Work required => Begin at the first line and end at the line containing "(m^3), Base structure". Extract exactly those lines.

Source data =>
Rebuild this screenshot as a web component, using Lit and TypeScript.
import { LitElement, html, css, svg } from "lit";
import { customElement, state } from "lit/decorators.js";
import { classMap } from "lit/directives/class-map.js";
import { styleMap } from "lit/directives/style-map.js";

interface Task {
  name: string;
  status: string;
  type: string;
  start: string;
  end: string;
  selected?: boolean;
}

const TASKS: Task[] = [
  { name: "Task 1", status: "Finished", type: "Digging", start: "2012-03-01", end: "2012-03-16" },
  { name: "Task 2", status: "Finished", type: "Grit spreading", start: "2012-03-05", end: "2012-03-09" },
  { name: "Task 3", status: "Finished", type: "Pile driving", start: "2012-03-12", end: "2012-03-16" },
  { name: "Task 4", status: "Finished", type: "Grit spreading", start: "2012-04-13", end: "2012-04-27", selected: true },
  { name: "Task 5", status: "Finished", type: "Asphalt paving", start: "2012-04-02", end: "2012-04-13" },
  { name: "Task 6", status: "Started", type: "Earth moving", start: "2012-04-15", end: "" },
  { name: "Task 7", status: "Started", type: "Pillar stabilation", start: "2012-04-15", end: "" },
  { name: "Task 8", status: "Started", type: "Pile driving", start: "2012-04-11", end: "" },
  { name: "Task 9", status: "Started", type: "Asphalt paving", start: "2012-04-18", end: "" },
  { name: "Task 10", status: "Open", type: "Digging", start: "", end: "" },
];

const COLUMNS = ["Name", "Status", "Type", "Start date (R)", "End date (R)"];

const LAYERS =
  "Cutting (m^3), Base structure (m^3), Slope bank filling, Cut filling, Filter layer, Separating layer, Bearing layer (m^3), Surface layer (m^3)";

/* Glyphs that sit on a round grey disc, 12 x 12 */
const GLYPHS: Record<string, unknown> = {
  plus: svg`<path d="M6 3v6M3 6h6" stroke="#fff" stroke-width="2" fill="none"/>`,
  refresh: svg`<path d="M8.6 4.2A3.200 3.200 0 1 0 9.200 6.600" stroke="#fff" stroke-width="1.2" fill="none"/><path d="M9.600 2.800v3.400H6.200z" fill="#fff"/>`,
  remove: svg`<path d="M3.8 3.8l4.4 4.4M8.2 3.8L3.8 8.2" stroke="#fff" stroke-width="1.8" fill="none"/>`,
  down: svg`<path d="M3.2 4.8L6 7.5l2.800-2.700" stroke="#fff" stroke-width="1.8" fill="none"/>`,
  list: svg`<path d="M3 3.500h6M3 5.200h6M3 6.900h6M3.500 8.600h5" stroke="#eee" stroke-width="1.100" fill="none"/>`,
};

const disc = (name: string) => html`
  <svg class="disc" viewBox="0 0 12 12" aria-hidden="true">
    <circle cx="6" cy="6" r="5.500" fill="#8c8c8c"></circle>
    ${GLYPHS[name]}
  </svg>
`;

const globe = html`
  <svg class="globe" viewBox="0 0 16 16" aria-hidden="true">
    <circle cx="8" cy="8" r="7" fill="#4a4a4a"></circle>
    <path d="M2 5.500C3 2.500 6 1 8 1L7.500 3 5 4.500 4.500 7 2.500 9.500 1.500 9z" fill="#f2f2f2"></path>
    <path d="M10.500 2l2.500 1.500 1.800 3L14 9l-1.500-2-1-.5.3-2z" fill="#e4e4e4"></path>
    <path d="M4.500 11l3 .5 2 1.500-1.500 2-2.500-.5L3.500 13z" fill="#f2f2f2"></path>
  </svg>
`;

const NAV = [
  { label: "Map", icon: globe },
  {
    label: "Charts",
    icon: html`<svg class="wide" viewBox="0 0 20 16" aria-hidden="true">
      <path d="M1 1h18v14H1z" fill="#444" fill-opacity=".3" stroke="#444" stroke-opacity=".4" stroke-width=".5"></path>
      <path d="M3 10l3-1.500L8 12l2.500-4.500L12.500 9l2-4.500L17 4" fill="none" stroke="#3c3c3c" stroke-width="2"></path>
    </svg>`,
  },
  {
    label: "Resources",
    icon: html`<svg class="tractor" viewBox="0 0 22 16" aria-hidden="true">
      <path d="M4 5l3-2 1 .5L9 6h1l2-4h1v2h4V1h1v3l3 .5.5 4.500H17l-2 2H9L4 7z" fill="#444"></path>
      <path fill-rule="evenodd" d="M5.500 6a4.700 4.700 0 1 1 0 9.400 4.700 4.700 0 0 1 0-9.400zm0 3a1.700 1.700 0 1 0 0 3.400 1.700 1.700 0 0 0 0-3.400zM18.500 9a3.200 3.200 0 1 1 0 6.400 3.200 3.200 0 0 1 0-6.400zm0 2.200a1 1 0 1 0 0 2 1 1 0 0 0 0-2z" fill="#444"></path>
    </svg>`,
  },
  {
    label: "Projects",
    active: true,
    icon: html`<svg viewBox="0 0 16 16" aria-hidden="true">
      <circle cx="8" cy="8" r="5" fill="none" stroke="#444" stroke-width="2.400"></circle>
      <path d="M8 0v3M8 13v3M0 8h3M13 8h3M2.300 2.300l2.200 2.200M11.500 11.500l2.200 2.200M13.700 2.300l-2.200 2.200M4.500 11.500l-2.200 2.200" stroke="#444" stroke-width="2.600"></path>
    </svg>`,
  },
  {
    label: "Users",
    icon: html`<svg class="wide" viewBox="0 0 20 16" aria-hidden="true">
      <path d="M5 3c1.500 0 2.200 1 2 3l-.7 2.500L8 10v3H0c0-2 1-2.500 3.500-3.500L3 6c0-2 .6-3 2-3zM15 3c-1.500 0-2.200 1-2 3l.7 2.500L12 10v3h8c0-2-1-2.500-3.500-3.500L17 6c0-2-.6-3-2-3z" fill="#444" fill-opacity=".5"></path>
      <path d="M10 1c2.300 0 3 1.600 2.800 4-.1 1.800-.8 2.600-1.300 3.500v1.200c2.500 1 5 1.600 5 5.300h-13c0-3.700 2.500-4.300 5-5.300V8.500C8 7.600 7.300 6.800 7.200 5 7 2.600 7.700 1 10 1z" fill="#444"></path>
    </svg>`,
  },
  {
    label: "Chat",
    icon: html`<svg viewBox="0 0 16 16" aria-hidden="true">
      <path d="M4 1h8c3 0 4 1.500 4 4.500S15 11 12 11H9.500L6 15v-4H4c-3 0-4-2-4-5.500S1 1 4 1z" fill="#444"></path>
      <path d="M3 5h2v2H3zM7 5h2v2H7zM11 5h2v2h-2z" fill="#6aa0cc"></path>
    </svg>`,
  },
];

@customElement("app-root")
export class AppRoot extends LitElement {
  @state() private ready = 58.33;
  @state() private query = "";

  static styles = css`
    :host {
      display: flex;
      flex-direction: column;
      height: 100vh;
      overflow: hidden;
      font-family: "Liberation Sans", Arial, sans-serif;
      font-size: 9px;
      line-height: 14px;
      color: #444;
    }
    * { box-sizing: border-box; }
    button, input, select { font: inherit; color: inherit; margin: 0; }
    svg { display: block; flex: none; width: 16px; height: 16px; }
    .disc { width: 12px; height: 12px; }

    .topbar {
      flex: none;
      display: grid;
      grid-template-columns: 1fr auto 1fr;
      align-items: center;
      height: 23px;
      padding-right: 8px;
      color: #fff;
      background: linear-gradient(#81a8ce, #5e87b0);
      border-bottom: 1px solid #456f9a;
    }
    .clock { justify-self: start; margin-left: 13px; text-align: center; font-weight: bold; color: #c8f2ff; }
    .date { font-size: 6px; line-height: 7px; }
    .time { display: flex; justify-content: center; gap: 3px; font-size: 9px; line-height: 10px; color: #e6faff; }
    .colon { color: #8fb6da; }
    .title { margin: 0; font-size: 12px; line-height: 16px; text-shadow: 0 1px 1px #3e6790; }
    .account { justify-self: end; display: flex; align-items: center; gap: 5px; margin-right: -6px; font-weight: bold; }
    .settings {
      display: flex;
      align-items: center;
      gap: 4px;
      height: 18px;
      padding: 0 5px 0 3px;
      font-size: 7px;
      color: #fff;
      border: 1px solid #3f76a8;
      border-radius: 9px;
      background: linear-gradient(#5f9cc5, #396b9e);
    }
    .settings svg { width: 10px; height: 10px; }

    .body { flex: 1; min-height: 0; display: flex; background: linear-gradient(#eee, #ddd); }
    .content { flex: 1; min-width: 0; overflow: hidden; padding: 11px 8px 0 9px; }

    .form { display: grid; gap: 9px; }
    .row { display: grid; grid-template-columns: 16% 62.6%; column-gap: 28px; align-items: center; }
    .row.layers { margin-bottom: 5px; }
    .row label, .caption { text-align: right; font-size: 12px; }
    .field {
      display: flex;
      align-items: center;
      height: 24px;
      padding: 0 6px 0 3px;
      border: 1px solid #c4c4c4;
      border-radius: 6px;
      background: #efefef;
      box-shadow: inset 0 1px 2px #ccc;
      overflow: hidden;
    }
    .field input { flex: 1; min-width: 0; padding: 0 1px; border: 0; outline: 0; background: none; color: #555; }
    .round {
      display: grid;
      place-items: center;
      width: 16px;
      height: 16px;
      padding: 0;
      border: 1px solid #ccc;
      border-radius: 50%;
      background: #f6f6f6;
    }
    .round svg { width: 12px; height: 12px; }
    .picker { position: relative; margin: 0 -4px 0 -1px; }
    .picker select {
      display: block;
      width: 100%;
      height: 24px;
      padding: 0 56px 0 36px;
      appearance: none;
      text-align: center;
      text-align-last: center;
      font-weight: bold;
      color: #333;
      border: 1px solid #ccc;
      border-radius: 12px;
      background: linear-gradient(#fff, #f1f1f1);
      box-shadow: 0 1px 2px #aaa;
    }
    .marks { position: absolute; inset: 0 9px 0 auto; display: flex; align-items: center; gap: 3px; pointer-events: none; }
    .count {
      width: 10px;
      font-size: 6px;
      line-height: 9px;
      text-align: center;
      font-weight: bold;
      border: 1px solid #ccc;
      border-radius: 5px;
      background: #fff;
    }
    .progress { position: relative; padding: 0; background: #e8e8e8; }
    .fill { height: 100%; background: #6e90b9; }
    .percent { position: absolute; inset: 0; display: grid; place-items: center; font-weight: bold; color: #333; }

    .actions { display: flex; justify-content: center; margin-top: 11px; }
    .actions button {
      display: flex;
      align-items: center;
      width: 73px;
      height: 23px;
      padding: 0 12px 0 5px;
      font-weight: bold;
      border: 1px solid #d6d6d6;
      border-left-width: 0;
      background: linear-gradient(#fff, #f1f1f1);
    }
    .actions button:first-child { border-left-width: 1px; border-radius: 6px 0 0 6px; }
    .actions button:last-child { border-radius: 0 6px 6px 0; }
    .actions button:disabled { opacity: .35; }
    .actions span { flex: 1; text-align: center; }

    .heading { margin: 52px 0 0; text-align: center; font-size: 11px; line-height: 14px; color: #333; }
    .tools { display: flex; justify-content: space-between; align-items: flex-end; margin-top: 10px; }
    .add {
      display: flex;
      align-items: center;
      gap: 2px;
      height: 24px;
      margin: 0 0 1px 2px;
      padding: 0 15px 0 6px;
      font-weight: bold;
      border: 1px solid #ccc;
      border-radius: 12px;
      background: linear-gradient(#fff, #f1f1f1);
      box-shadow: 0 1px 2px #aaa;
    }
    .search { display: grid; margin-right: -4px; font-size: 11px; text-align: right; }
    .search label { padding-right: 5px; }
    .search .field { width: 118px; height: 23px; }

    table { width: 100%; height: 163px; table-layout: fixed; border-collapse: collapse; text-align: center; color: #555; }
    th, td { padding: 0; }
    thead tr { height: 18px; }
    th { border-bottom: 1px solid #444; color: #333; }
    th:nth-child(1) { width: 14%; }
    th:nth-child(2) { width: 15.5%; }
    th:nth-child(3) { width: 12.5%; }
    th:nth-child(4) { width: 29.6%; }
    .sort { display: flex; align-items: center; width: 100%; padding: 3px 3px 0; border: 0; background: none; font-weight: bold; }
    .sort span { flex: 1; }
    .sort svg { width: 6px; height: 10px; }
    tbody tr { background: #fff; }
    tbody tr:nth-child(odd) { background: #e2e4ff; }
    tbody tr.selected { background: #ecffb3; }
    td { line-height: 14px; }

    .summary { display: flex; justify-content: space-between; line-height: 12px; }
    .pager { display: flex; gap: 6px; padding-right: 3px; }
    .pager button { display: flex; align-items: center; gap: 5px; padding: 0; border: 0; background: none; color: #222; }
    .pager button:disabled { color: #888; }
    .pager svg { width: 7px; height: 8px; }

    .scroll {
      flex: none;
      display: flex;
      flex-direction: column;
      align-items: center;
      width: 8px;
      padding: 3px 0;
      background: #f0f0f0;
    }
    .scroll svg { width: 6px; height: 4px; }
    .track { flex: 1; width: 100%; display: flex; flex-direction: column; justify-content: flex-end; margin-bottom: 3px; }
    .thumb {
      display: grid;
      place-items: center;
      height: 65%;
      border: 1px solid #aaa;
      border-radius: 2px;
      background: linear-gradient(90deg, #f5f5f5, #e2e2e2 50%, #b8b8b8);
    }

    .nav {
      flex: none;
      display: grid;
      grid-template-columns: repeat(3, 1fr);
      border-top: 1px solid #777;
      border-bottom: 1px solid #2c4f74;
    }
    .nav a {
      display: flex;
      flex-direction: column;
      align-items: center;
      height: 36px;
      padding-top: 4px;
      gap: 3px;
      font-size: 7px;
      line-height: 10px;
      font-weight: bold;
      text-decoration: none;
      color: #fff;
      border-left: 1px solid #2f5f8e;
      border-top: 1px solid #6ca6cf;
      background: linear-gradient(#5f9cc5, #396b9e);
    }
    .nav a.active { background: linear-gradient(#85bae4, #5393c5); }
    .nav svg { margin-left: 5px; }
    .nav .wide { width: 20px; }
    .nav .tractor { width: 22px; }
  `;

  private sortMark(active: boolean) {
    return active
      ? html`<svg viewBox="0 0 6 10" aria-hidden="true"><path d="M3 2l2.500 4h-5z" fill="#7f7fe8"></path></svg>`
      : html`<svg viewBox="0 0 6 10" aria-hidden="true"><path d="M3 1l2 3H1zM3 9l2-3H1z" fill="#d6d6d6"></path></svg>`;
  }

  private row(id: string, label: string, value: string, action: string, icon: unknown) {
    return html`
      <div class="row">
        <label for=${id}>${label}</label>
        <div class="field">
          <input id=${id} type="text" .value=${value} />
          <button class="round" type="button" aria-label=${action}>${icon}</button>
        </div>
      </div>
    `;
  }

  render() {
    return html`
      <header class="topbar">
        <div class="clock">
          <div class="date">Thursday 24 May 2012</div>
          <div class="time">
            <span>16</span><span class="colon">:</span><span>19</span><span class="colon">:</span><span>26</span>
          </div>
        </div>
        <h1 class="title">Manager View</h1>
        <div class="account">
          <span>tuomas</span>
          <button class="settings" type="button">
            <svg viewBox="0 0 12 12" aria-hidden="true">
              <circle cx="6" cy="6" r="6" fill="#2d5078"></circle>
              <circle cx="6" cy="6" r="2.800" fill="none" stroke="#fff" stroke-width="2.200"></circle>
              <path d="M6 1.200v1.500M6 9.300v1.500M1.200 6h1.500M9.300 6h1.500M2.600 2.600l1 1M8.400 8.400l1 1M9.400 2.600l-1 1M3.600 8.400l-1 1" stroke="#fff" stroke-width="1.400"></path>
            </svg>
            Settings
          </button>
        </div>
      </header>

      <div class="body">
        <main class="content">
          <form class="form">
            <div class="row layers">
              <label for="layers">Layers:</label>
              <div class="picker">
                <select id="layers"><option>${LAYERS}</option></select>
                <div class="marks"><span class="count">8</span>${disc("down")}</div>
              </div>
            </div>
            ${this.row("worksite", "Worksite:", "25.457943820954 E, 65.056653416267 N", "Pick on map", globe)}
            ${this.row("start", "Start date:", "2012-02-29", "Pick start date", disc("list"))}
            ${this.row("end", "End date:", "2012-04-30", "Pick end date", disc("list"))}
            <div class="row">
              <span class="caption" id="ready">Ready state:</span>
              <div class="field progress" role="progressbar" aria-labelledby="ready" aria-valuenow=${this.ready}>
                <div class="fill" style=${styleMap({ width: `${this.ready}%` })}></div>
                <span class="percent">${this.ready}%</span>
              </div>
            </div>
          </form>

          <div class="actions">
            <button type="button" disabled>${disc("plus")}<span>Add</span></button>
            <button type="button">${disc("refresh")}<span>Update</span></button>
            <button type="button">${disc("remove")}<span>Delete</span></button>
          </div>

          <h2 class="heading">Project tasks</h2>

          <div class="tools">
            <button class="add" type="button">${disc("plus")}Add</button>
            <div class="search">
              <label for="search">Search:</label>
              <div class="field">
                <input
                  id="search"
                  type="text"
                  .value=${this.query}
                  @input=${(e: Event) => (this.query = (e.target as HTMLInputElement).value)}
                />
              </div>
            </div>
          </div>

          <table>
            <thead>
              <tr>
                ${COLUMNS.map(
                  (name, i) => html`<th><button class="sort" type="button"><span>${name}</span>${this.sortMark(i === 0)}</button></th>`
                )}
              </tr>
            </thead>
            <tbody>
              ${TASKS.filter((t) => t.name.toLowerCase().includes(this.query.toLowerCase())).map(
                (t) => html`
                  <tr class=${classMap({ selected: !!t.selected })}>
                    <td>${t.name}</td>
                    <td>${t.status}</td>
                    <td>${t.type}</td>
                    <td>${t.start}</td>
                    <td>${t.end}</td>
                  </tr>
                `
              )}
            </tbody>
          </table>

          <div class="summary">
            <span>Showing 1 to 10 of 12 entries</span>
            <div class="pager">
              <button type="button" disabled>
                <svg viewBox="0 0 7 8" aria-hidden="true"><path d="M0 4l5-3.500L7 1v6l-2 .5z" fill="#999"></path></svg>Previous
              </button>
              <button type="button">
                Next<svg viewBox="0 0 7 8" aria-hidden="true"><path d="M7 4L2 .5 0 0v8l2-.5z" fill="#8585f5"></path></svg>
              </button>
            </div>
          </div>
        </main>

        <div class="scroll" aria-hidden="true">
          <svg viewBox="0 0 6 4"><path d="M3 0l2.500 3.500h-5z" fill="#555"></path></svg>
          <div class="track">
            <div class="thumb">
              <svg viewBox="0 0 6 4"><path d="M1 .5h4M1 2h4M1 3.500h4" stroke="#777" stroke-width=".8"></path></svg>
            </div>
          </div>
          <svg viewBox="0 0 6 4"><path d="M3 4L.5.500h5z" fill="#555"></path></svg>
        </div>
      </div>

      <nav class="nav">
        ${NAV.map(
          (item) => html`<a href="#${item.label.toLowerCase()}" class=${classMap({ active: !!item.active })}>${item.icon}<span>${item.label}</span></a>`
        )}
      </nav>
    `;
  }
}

Exercise result =>
Rebuild this screenshot as a web component, using Lit and TypeScript.
import { LitElement, html, css, svg } from "lit";
import { customElement, state } from "lit/decorators.js";
import { classMap } from "lit/directives/class-map.js";
import { styleMap } from "lit/directives/style-map.js";

interface Task {
  name: string;
  status: string;
  type: string;
  start: string;
  end: string;
  selected?: boolean;
}

const TASKS: Task[] = [
  { name: "Task 1", status: "Finished", type: "Digging", start: "2012-03-01", end: "2012-03-16" },
  { name: "Task 2", status: "Finished", type: "Grit spreading", start: "2012-03-05", end: "2012-03-09" },
  { name: "Task 3", status: "Finished", type: "Pile driving", start: "2012-03-12", end: "2012-03-16" },
  { name: "Task 4", status: "Finished", type: "Grit spreading", start: "2012-04-13", end: "2012-04-27", selected: true },
  { name: "Task 5", status: "Finished", type: "Asphalt paving", start: "2012-04-02", end: "2012-04-13" },
  { name: "Task 6", status: "Started", type: "Earth moving", start: "2012-04-15", end: "" },
  { name: "Task 7", status: "Started", type: "Pillar stabilation", start: "2012-04-15", end: "" },
  { name: "Task 8", status: "Started", type: "Pile driving", start: "2012-04-11", end: "" },
  { name: "Task 9", status: "Started", type: "Asphalt paving", start: "2012-04-18", end: "" },
  { name: "Task 10", status: "Open", type: "Digging", start: "", end: "" },
];

const COLUMNS = ["Name", "Status", "Type", "Start date (R)", "End date (R)"];

const LAYERS =
  "Cutting (m^3), Base structure (m^3), Slope bank filling, Cut filling, Filter layer, Separating layer, Bearing layer (m^3), Surface layer (m^3)";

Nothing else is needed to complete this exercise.